A minute and a half. That’s more or less the amount of time in a month a music group has to attract my attention. In contrast to a vast number of potentially great bands stuck at the end of playlists for long weeks, Tatvamasi attracts and intrigues from the very first seconds. Post-rock is a kind of music that has recently been very much in demand despite often being standardized. The musicians from Lublin however are very non-obvious and surprising. They draw on jazz, but still are quite far away from Polish yass scene. At the beginning, to be honest, I thought they were foreign.

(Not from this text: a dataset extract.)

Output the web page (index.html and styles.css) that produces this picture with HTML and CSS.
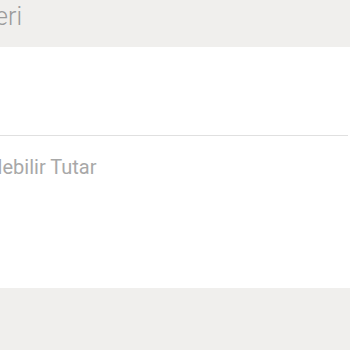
FILE: index.html
```html
<!DOCTYPE html>
<html lang="tr">
<head>
    <meta charset="UTF-8">
    <meta name="viewport" content="width=device-width, initial-scale=1.0">
    <title>Çekilebilir Tutar</title>
    <link rel="stylesheet" href="styles.css">
</head>
<body>
    <div class="topbar">
        <span class="back">Geri</span>
    </div>
    <div class="spacer"></div>
    <div class="divider"></div>
    <div class="field">
        <span class="label">Çekilebilir Tutar</span>
    </div>
    <div class="footer"></div>
</body>
</html>
```
FILE: styles.css
```css
body {
    margin: 0;
    padding: 0;
    font-family: Roboto, "Noto Sans", sans-serif;
    background: white;
    overflow: hidden;
}
.topbar {
    height: 47px;
    background: #f0efed;
    white-space: nowrap;
}
.back {
    display: inline-block;
    margin-left: -22px;
    font-size: 25px;
    font-weight: 300;
    line-height: 34px;
    color: #9a9a9a;
}
.spacer {
    height: 88px;
}
.divider {
    height: 1px;
    margin-right: 2px;
    background: #e0e0e0;
}
.field {
    height: 152px;
    white-space: nowrap;
}
.label {
    display: inline-block;
    margin-left: -41px;
    margin-top: 17px;
    font-size: 20px;
    line-height: 28px;
    color: #a8a8a8;
}
.footer {
    height: 62px;
    background: #f0efed;
}
```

Their greatest success lies in originality. Tatvamasi creates music with no complexes, with no fear of experimenting on even the weirdest improvisations. Thanks to their courage and consistency the musicians do not have to resort to the form of a song, therefore their compositions are not limited by structure or time. Starting from „Unsettled Cyclists Peloton” their music acquires a form of emotionally driven discussion of the instruments. Sometimes they quarrel like a bunch kids, in those moments trembling guitar riffs and impudent drums stand out, but when the tenor sax dominates them the conversation starts to be up to the mark.

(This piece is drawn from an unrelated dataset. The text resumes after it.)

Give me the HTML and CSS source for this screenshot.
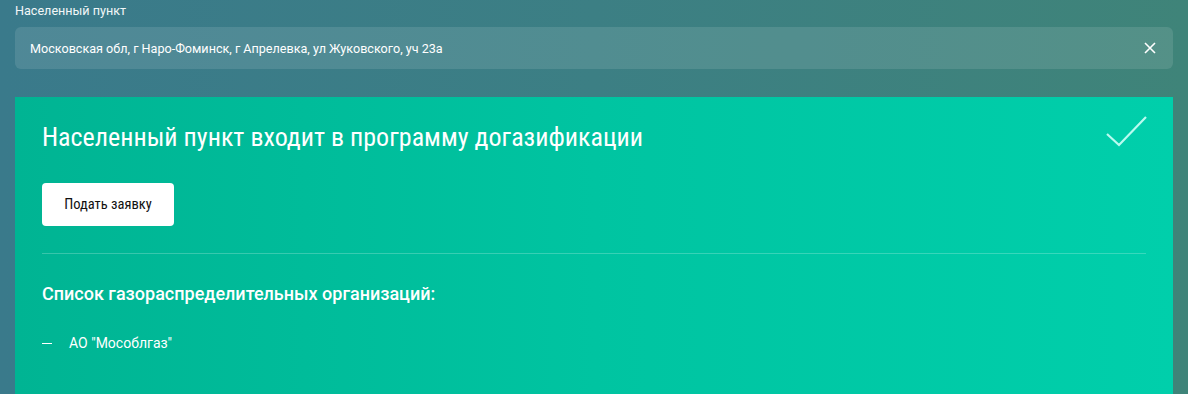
FILE: index.html
```html
<!DOCTYPE html>
<html lang="ru">
<head>
<meta charset="utf-8">
<link rel="stylesheet" href="styles.css">
</head>
<body>
<div class="page">
  <div class="field">
    <div class="field-label">Населенный пункт</div>
    <div class="field-box">
      <span class="field-value">Московская обл, г Наро-Фоминск, г Апрелевка, ул Жуковского, уч 23а</span>
      <svg class="clear" width="12" height="12" viewBox="0 0 12 12"><path d="M1 1 L11 11 M11 1 L1 11" stroke="#fff" stroke-width="1.6" fill="none"/></svg>
    </div>
  </div>
  <div class="card">
    <div class="card-head">
      <h1 class="card-title">Населенный пункт входит в программу догазификации</h1>
      <svg class="check" width="42" height="32" viewBox="0 0 42 32"><path d="M1 18 L13 29 L40 1" stroke="#b9fbf0" stroke-width="2.2" fill="none"/></svg>
    </div>
    <button class="btn">Подать заявку</button>
    <div class="divider"></div>
    <h2 class="orgs-title">Список газораспределительных организаций:</h2>
    <ul class="orgs">
      <li class="org"><span class="dash"></span>АО "Мособлгаз"</li>
    </ul>
  </div>
</div>
</body>
</html>
```

FILE: styles.css
```css
html, body {
  margin: 0;
  padding: 0;
  height: 100%;
}
body {
  background: linear-gradient(90deg, #3a7a8b 0%, #3c7f84 50%, #3f8479 100%);
  font-family: Roboto, "Liberation Sans", sans-serif;
  color: #fff;
  overflow: hidden;
}
.page {
  padding: 0 15px;
}
.field-label {
  font-size: 12.6px;
  line-height: 16px;
  padding-top: 3px;
  color: #f2f7f8;
}
.field-box {
  margin-top: 8px;
  height: 42px;
  border-radius: 6px;
  background: rgba(255, 255, 255, 0.11);
  display: flex;
  align-items: center;
  justify-content: space-between;
  padding: 0 17px 0 15px;
}
.field-value {
  font-size: 12.6px;
  color: #fff;
}
.clear {
  display: block;
}
.card {
  margin-top: 28px;
  background: linear-gradient(90deg, #00b493 0%, #00c4a1 50%, #00cfab 100%);
  padding: 24px 27px 30px 27px;
  min-height: 250px;
}
.card-head {
  display: flex;
  justify-content: space-between;
  align-items: flex-start;
}
.card-title {
  margin: -1px 0 0 0;
  font-family: "Liberation Sans Narrow", "Roboto Condensed", "DejaVu Sans Condensed", sans-serif;
  font-stretch: condensed;
  font-weight: 400;
  font-size: 26px;
  line-height: 34px;
  color: #fff;
}
.check {
  display: block;
  margin-right: -2px;
  margin-top: -5px;
}
.btn {
  margin-top: 29px;
  width: 132px;
  height: 43px;
  border: 0;
  border-radius: 4px;
  background: #fff;
  color: #111;
  font-family: "Liberation Sans Narrow", "Roboto Condensed", sans-serif;
  font-stretch: condensed;
  font-size: 14.5px;
  cursor: pointer;
  display: block;
}
.divider {
  margin-top: 27px;
  height: 1px;
  background: rgba(255, 255, 255, 0.22);
}
.orgs-title {
  margin: 29px 0 0 0;
  font-size: 18px;
  font-weight: 500;
  line-height: 22px;
  color: #fff;
}
.orgs {
  list-style: none;
  margin: 29px 0 0 0;
  padding: 0;
}
.org {
  display: flex;
  align-items: center;
  font-size: 14px;
  line-height: 18px;
}
.dash {
  display: inline-block;
  width: 10px;
  height: 1px;
  background: #fff;
  margin-right: 17px;
}
```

The departure from light, rock sound occurs rather quickly. The second composition “Collapse of Time” is based on psychedelia and classical progressive rock elements; it also gives rise to fantastic guitar solos. In “Shape Suggestion” the musician take one step further and apart from progressive rock virtuosity they reach for some jazz elements. As it turns out, and what has stricken me most, Tatvamasi are good at transmitting emotions. In this scorching vehicle of energetic tracks in quite an unexpected but delicious way appear highly reflective moments (such as for instance inconspicuous ending of “Rhubanabarb” or “An Eccentric Introvert in a Study Filled with Broken Mirrors” from its 8th min). Starting from the last track the music sounds a little like Pink Freud, but it may be my personal impression (on the contrary, those who don’t believe me – try comparing the beginning of “Astroepos” and “Konichiwa”). Nevertheless, “An Eccentric …” is by far one of the best compositions on the entire album, filled with wide spaces charged with free manoeuvres. The harmony of very personal, yet extremely distinct, approaches the musicians represent, seems to be the best way to define this music.

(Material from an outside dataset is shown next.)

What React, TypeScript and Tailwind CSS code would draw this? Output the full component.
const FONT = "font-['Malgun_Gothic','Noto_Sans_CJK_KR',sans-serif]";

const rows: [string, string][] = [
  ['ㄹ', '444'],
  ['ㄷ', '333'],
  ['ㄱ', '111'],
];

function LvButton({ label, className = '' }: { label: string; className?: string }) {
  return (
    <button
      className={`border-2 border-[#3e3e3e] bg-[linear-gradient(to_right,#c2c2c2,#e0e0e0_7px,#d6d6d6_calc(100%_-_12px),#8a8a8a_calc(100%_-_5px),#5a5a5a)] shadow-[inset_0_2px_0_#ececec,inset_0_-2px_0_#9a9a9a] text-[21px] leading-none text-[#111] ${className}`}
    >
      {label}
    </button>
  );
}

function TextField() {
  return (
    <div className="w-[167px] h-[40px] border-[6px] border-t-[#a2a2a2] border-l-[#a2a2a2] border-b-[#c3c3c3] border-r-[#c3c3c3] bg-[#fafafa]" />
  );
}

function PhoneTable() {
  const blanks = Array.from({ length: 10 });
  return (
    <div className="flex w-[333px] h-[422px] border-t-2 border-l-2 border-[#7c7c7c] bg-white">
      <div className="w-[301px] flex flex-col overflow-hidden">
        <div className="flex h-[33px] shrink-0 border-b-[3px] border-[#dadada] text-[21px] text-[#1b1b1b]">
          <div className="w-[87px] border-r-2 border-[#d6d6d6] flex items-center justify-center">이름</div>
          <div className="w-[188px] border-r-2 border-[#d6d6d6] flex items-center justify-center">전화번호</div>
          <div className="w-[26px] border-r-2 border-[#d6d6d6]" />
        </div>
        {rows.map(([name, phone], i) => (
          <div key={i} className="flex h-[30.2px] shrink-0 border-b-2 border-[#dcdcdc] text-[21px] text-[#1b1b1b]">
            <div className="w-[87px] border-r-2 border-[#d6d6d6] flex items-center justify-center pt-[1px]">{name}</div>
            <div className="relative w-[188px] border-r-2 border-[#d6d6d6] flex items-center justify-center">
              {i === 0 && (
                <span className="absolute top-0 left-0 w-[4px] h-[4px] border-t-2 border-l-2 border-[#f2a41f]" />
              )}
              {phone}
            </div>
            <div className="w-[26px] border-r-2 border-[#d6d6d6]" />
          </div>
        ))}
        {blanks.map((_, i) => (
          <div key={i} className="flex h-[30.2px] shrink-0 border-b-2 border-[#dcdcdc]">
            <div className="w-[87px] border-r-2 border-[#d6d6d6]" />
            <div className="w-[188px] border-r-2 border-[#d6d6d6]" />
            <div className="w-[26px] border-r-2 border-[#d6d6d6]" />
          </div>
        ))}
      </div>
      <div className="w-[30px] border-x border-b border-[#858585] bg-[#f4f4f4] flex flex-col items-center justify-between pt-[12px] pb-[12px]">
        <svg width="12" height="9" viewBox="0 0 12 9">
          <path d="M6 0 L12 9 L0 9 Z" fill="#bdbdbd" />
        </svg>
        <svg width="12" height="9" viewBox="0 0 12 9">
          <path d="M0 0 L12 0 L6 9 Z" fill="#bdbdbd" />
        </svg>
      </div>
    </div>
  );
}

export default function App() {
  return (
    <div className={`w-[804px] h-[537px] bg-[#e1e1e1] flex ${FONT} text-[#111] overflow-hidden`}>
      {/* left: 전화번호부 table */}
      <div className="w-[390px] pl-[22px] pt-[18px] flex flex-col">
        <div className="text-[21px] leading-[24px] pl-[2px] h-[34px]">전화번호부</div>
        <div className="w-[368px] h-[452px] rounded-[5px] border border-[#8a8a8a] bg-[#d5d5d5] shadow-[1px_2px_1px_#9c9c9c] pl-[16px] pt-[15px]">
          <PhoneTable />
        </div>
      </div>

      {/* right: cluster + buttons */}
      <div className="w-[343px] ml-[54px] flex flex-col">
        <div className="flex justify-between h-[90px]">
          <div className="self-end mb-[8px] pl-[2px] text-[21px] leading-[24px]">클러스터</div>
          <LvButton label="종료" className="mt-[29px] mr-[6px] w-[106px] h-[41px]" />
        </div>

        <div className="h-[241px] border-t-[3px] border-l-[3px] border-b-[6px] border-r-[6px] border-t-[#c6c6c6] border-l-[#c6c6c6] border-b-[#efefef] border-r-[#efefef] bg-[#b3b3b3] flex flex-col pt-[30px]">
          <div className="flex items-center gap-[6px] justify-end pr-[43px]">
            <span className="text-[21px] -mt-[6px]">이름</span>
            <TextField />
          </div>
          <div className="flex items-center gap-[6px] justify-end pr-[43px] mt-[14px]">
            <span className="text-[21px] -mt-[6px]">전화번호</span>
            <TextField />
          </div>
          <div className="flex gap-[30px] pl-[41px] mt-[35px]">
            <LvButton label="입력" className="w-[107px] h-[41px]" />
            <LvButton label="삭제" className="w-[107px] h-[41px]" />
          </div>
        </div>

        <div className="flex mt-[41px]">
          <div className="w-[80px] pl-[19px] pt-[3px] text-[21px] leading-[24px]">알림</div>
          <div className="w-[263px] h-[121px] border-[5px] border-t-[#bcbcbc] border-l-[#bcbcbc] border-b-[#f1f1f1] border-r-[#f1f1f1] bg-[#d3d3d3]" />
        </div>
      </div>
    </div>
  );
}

After all, I couldn’t resign of being a little picky. In case of the first three tracks the musicians seem to be a little discordant or, paradoxically, a little tired of themselves. Despite the creative discussion, the instruments have the tendency to shout over and to dominate the dialogue by force. Nevertheless, it’s all merged with such a winsome energy that sometimes it is no longer a drawback, but a feature that characterizes the band. After listening to “Astroepos” it is hard to be angry or cross with Tatvamasi. This particular composition, simply beautiful, spacious, gently moderate, is a-dream-come-true of my hopes towards the band. The only thing that is dubious is the lack of coherency between the composition’s two parts – to fully use its potential it would be enough just to cut it in two separate pieces. I also long for a moment of well-defined turning point and more space to freely unwind the imagination. Instead of this, the musicians, in a frantic hurry, rush forward. They reach the best sound, however, when they give themselves more space. This, if made use of, could lead to neatly drawn alterations in tension and more artistic intrigue. When the boys finally get warmed up and tired enough of the unfading excitement of “Parts of The Entirety” I will expect nothing less of their further recordings.

At the beginning I wrote that it can be described as a post-rock, surprisingly, however, Tatvamasi keeps on stealing my time-for-jazz-only hours. It would be a mistake to categorize them, especially considering the fact that the musicians successfully escape from getting shut in particular boxes. Regardless to the type of music, which seems meaningless in this case, a hint of youthful imperfection, a beginning of something very exciting lurks from “Parts of The Entirety”. Every playing of the album opens new door. It becomes more and more interesting and clearer than at the first sight. I think that Tatvamasi commences to create its own musical genre and I am looking forward with great pleasure to their further steps.